### Given exercise
Write out the material again word for word, dropping any images it holds.

### Supplied data
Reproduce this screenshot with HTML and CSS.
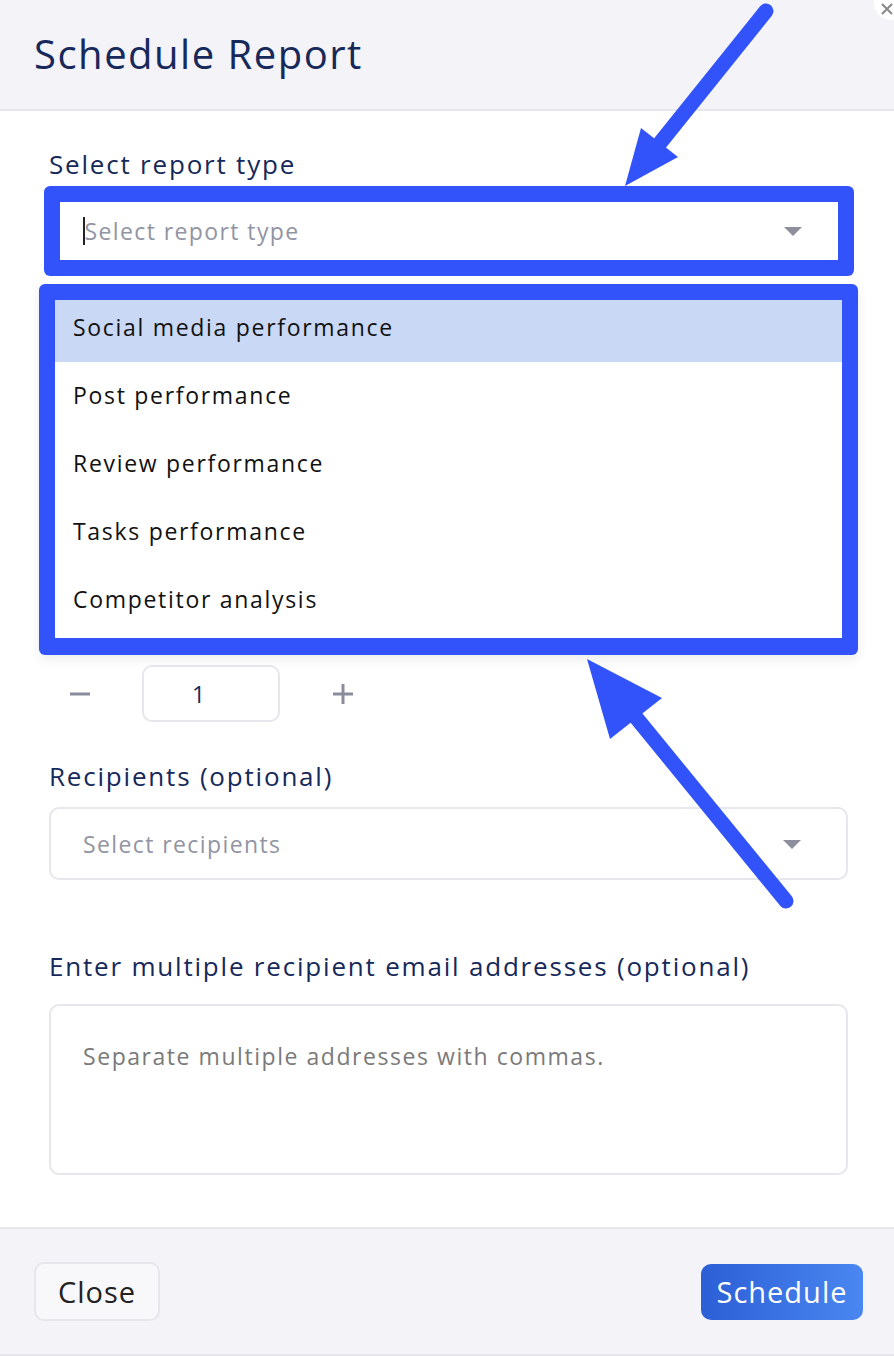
FILE: index.html
```html
<!DOCTYPE html>
<html lang="en">
  <head>
    <meta charset="UTF-8" />
    <meta name="viewport" content="width=device-width, initial-scale=1.0" />
    <title>Schedule Report</title>
    <link rel="stylesheet" href="styles.css">
  </head>

  <body>
    <div class="modal">
      <header class="modal-header">
        <h1>Schedule Report</h1>
        <button class="close-x" aria-label="Close">
          <svg width="14" height="14" viewBox="0 0 14 14"><path d="M2 2L12 12M12 2L2 12" stroke="#888" stroke-width="2" fill="none"/></svg>
        </button>
      </header>

      <main class="modal-body">
        <div class="field report-field">
          <label class="field-label">Select report type</label>
          <div class="highlight select-frame">
            <div class="select select-active">
              <span class="caret"></span>
              <span class="placeholder">Select report type</span>
              <span class="arrow"></span>
            </div>
          </div>

          <div class="highlight menu-frame">
            <ul class="menu">
              <li class="menu-item active">Social media performance</li>
              <li class="menu-item">Post performance</li>
              <li class="menu-item">Review performance</li>
              <li class="menu-item">Tasks performance</li>
              <li class="menu-item">Competitor analysis</li>
            </ul>
          </div>
        </div>

        <div class="covered"></div>

        <div class="stepper">
          <button class="step-btn minus" aria-label="Decrease">
            <svg width="22" height="22" viewBox="0 0 22 22"><path d="M1 11H21" stroke="#8a8c9c" stroke-width="3" fill="none"/></svg>
          </button>
          <div class="step-value">1</div>
          <button class="step-btn plus" aria-label="Increase">
            <svg width="22" height="22" viewBox="0 0 22 22"><path d="M1 11H21M11 1V21" stroke="#8a8c9c" stroke-width="3" fill="none"/></svg>
          </button>
        </div>

        <div class="field recipients-field">
          <label class="field-label">Recipients (optional)</label>
          <div class="select select-plain">
            <span class="placeholder">Select recipients</span>
            <span class="arrow"></span>
          </div>
        </div>

        <div class="field emails-field">
          <label class="field-label">Enter multiple recipient email addresses (optional)</label>
          <div class="textarea">
            <span class="placeholder dark">Separate multiple addresses with commas.</span>
          </div>
        </div>
      </main>

      <footer class="modal-footer">
        <button class="btn btn-light">Close</button>
        <button class="btn btn-primary">Schedule</button>
      </footer>

      <svg class="annotations" width="894" height="1356" viewBox="0 0 894 1356">
        <line x1="766" y1="11" x2="660" y2="143" stroke="#3253fa" stroke-width="15" stroke-linecap="round" />
        <polygon points="625,186 641,128 678,157" fill="#3253fa" />
        <line x1="786" y1="901" x2="634" y2="715" stroke="#3253fa" stroke-width="15" stroke-linecap="round" />
        <polygon points="587,659 610,739 662,698" fill="#3253fa" />
      </svg>
    </div>
  </body>
</html>
```

FILE: styles.css
```css
* {
  box-sizing: border-box;
  margin: 0;
  padding: 0;
}

body {
  font-family: "Open Sans", "Noto Sans", sans-serif;
  background-color: #fff;
  color: #1a2b5c;
}

.modal {
  position: relative;
  width: 894px;
  height: 1356px;
  overflow: hidden;
}

.modal-header {
  height: 111px;
  background-color: #f3f3f8;
  border-bottom: 2px solid #e6e6ec;
  padding: 29px 34px 0;
}

.modal-header h1 {
  font-size: 40px;
  font-weight: 400;
  line-height: 50px;
  color: #16295a;
  letter-spacing: 1.5px;
}

.close-x {
  position: absolute;
  top: -14px;
  right: -14px;
  width: 34px;
  height: 34px;
  border-radius: 50%;
  border: none;
  background-color: #fff;
  display: flex;
  align-items: flex-end;
  justify-content: flex-start;
  padding: 0 0 4px 6px;
}

.modal-body {
  padding: 37px 46px 0 49px;
}

.field-label {
  display: block;
  font-size: 26px;
  line-height: 32px;
  letter-spacing: 1.8px;
  color: #16295a;
}

.report-field {
  position: relative;
}

.highlight {
  background-color: #3253fa;
  border-radius: 6px;
  padding: 16px;
}

.select-frame {
  margin: 6px -6px 0 -5px;
}

.select {
  position: relative;
  display: flex;
  align-items: center;
  background-color: #fff;
}

.select-active {
  height: 58px;
  padding-left: 23px;
}

.select-plain {
  height: 73px;
  margin-top: 15px;
  border: 2px solid #e6e6ec;
  border-radius: 10px;
  padding-left: 32px;
}

.caret {
  width: 1.5px;
  height: 28px;
  background-color: #222;
}

.placeholder {
  color: #9294a3;
  font-size: 23px;
  letter-spacing: 1.4px;
}

.placeholder.dark {
  color: #7a7a7a;
  letter-spacing: 1.55px;
}

.arrow {
  position: absolute;
  right: 36px;
  top: 50%;
  margin-top: -4px;
  border-left: 9px solid transparent;
  border-right: 9px solid transparent;
  border-top: 9px solid #8e8f9c;
}

.select-plain .arrow {
  right: 45px;
}

.menu-frame {
  position: absolute;
  top: 136px;
  left: -10px;
  width: 819px;
  padding: 16px 16px 17px;
  z-index: 2;
  box-shadow: 0 4px 12px rgba(0, 0, 0, 0.08);
}

.menu {
  list-style: none;
  background-color: #fff;
  padding-bottom: 4px;
}

.menu-item {
  height: 62px;
  margin-bottom: 6px;
  padding: 0 0 8px 18px;
  display: flex;
  align-items: center;
  font-size: 23px;
  letter-spacing: 1.7px;
  color: #111;
}

.menu-item:last-child {
  margin-bottom: 0;
}

.menu-item.active {
  background-color: #c9d8f4;
}

.covered {
  height: 389px;
}

.stepper {
  display: flex;
  align-items: center;
  height: 57px;
}

.step-btn {
  border: none;
  background: none;
  display: flex;
  align-items: center;
}

.step-btn.minus {
  width: 93px;
  padding-left: 20px;
}

.step-btn.plus {
  width: 126px;
  justify-content: center;
}

.step-value {
  width: 138px;
  height: 57px;
  border: 2px solid #e6e6ec;
  border-radius: 10px;
  display: flex;
  align-items: center;
  padding-left: 48px;
  font-size: 23px;
  color: #16295a;
}

.recipients-field {
  margin-top: 38px;
}

.emails-field {
  margin-top: 70px;
}

.textarea {
  margin-top: 22px;
  height: 171px;
  border: 2px solid #e6e6ec;
  border-radius: 10px;
  padding: 34px 32px;
}

.modal-footer {
  position: absolute;
  left: 0;
  right: 0;
  bottom: 0;
  height: 129px;
  background-color: #f3f3f8;
  border-top: 2px solid #e6e6ec;
  border-bottom: 2px solid #e6e6ec;
  display: flex;
  align-items: center;
  justify-content: space-between;
  padding: 0 31px 0 34px;
}

.btn {
  font-family: "Open Sans", "Noto Sans", sans-serif;
  font-size: 29px;
  letter-spacing: 1px;
  border-radius: 10px;
  cursor: pointer;
}

.btn-light {
  width: 126px;
  height: 59px;
  background-color: #f8f8fb;
  border: 2px solid #e6e6ec;
  color: #222;
}

.btn-primary {
  width: 162px;
  height: 56px;
  border: none;
  color: #fff;
  background: linear-gradient(90deg, #2c5fd6, #4a87f1);
}

.annotations {
  position: absolute;
  top: 0;
  left: 0;
  z-index: 5;
  pointer-events: none;
}
```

### Answer to this problem
Reproduce this screenshot with HTML and CSS.
FILE: index.html
```html
<!DOCTYPE html>
<html lang="en">
  <head>
    <meta charset="UTF-8" />
    <meta name="viewport" content="width=device-width, initial-scale=1.0" />
    <title>Schedule Report</title>
    <link rel="stylesheet" href="styles.css">
  </head>

  <body>
    <div class="modal">
      <header class="modal-header">
        <h1>Schedule Report</h1>
        <button class="close-x" aria-label="Close">
          <svg width="14" height="14" viewBox="0 0 14 14"><path d="M2 2L12 12M12 2L2 12" stroke="#888" stroke-width="2" fill="none"/></svg>
        </button>
      </header>

      <main class="modal-body">
        <div class="field report-field">
          <label class="field-label">Select report type</label>
          <div class="highlight select-frame">
            <div class="select select-active">
              <span class="caret"></span>
              <span class="placeholder">Select report type</span>
              <span class="arrow"></span>
            </div>
          </div>

          <div class="highlight menu-frame">
            <ul class="menu">
              <li class="menu-item active">Social media performance</li>
              <li class="menu-item">Post performance</li>
              <li class="menu-item">Review performance</li>
              <li class="menu-item">Tasks performance</li>
              <li class="menu-item">Competitor analysis</li>
            </ul>
          </div>
        </div>

        <div class="covered"></div>

        <div class="stepper">
          <button class="step-btn minus" aria-label="Decrease">
            <svg width="22" height="22" viewBox="0 0 22 22"><path d="M1 11H21" stroke="#8a8c9c" stroke-width="3" fill="none"/></svg>
          </button>
          <div class="step-value">1</div>
          <button class="step-btn plus" aria-label="Increase">
            <svg width="22" height="22" viewBox="0 0 22 22"><path d="M1 11H21M11 1V21" stroke="#8a8c9c" stroke-width="3" fill="none"/></svg>
          </button>
        </div>

        <div class="field recipients-field">
          <label class="field-label">Recipients (optional)</label>
          <div class="select select-plain">
            <span class="placeholder">Select recipients</span>
            <span class="arrow"></span>
          </div>
        </div>

        <div class="field emails-field">
          <label class="field-label">Enter multiple recipient email addresses (optional)</label>
          <div class="textarea">
            <span class="placeholder dark">Separate multiple addresses with commas.</span>
          </div>
        </div>
      </main>

      <footer class="modal-footer">
        <button class="btn btn-light">Close</button>
        <button class="btn btn-primary">Schedule</button>
      </footer>

      <svg class="annotations" width="894" height="1356" viewBox="0 0 894 1356">
        <line x1="766" y1="11" x2="660" y2="143" stroke="#3253fa" stroke-width="15" stroke-linecap="round" />
        <polygon points="625,186 641,128 678,157" fill="#3253fa" />
        <line x1="786" y1="901" x2="634" y2="715" stroke="#3253fa" stroke-width="15" stroke-linecap="round" />
        <polygon points="587,659 610,739 662,698" fill="#3253fa" />
      </svg>
    </div>
  </body>
</html>
```

FILE: styles.css
```css
* {
  box-sizing: border-box;
  margin: 0;
  padding: 0;
}

body {
  font-family: "Open Sans", "Noto Sans", sans-serif;
  background-color: #fff;
  color: #1a2b5c;
}

.modal {
  position: relative;
  width: 894px;
  height: 1356px;
  overflow: hidden;
}

.modal-header {
  height: 111px;
  background-color: #f3f3f8;
  border-bottom: 2px solid #e6e6ec;
  padding: 29px 34px 0;
}

.modal-header h1 {
  font-size: 40px;
  font-weight: 400;
  line-height: 50px;
  color: #16295a;
  letter-spacing: 1.5px;
}

.close-x {
  position: absolute;
  top: -14px;
  right: -14px;
  width: 34px;
  height: 34px;
  border-radius: 50%;
  border: none;
  background-color: #fff;
  display: flex;
  align-items: flex-end;
  justify-content: flex-start;
  padding: 0 0 4px 6px;
}

.modal-body {
  padding: 37px 46px 0 49px;
}

.field-label {
  display: block;
  font-size: 26px;
  line-height: 32px;
  letter-spacing: 1.8px;
  color: #16295a;
}

.report-field {
  position: relative;
}

.highlight {
  background-color: #3253fa;
  border-radius: 6px;
  padding: 16px;
}

.select-frame {
  margin: 6px -6px 0 -5px;
}

.select {
  position: relative;
  display: flex;
  align-items: center;
  background-color: #fff;
}

.select-active {
  height: 58px;
  padding-left: 23px;
}

.select-plain {
  height: 73px;
  margin-top: 15px;
  border: 2px solid #e6e6ec;
  border-radius: 10px;
  padding-left: 32px;
}

.caret {
  width: 1.5px;
  height: 28px;
  background-color: #222;
}

.placeholder {
  color: #9294a3;
  font-size: 23px;
  letter-spacing: 1.4px;
}

.placeholder.dark {
  color: #7a7a7a;
  letter-spacing: 1.55px;
}

.arrow {
  position: absolute;
  right: 36px;
  top: 50%;
  margin-top: -4px;
  border-left: 9px solid transparent;
  border-right: 9px solid transparent;
  border-top: 9px solid #8e8f9c;
}

.select-plain .arrow {
  right: 45px;
}

.menu-frame {
  position: absolute;
  top: 136px;
  left: -10px;
  width: 819px;
  padding: 16px 16px 17px;
  z-index: 2;
  box-shadow: 0 4px 12px rgba(0, 0, 0, 0.08);
}

.menu {
  list-style: none;
  background-color: #fff;
  padding-bottom: 4px;
}

.menu-item {
  height: 62px;
  margin-bottom: 6px;
  padding: 0 0 8px 18px;
  display: flex;
  align-items: center;
  font-size: 23px;
  letter-spacing: 1.7px;
  color: #111;
}

.menu-item:last-child {
  margin-bottom: 0;
}

.menu-item.active {
  background-color: #c9d8f4;
}

.covered {
  height: 389px;
}

.stepper {
  display: flex;
  align-items: center;
  height: 57px;
}

.step-btn {
  border: none;
  background: none;
  display: flex;
  align-items: center;
}

.step-btn.minus {
  width: 93px;
  padding-left: 20px;
}

.step-btn.plus {
  width: 126px;
  justify-content: center;
}

.step-value {
  width: 138px;
  height: 57px;
  border: 2px solid #e6e6ec;
  border-radius: 10px;
  display: flex;
  align-items: center;
  padding-left: 48px;
  font-size: 23px;
  color: #16295a;
}

.recipients-field {
  margin-top: 38px;
}

.emails-field {
  margin-top: 70px;
}

.textarea {
  margin-top: 22px;
  height: 171px;
  border: 2px solid #e6e6ec;
  border-radius: 10px;
  padding: 34px 32px;
}

.modal-footer {
  position: absolute;
  left: 0;
  right: 0;
  bottom: 0;
  height: 129px;
  background-color: #f3f3f8;
  border-top: 2px solid #e6e6ec;
  border-bottom: 2px solid #e6e6ec;
  display: flex;
  align-items: center;
  justify-content: space-between;
  padding: 0 31px 0 34px;
}

.btn {
  font-family: "Open Sans", "Noto Sans", sans-serif;
  font-size: 29px;
  letter-spacing: 1px;
  border-radius: 10px;
  cursor: pointer;
}

.btn-light {
  width: 126px;
  height: 59px;
  background-color: #f8f8fb;
  border: 2px solid #e6e6ec;
  color: #222;
}

.btn-primary {
  width: 162px;
  height: 56px;
  border: none;
  color: #fff;
  background: linear-gradient(90deg, #2c5fd6, #4a87f1);
}

.annotations {
  position: absolute;
  top: 0;
  left: 0;
  z-index: 5;
  pointer-events: none;
}
```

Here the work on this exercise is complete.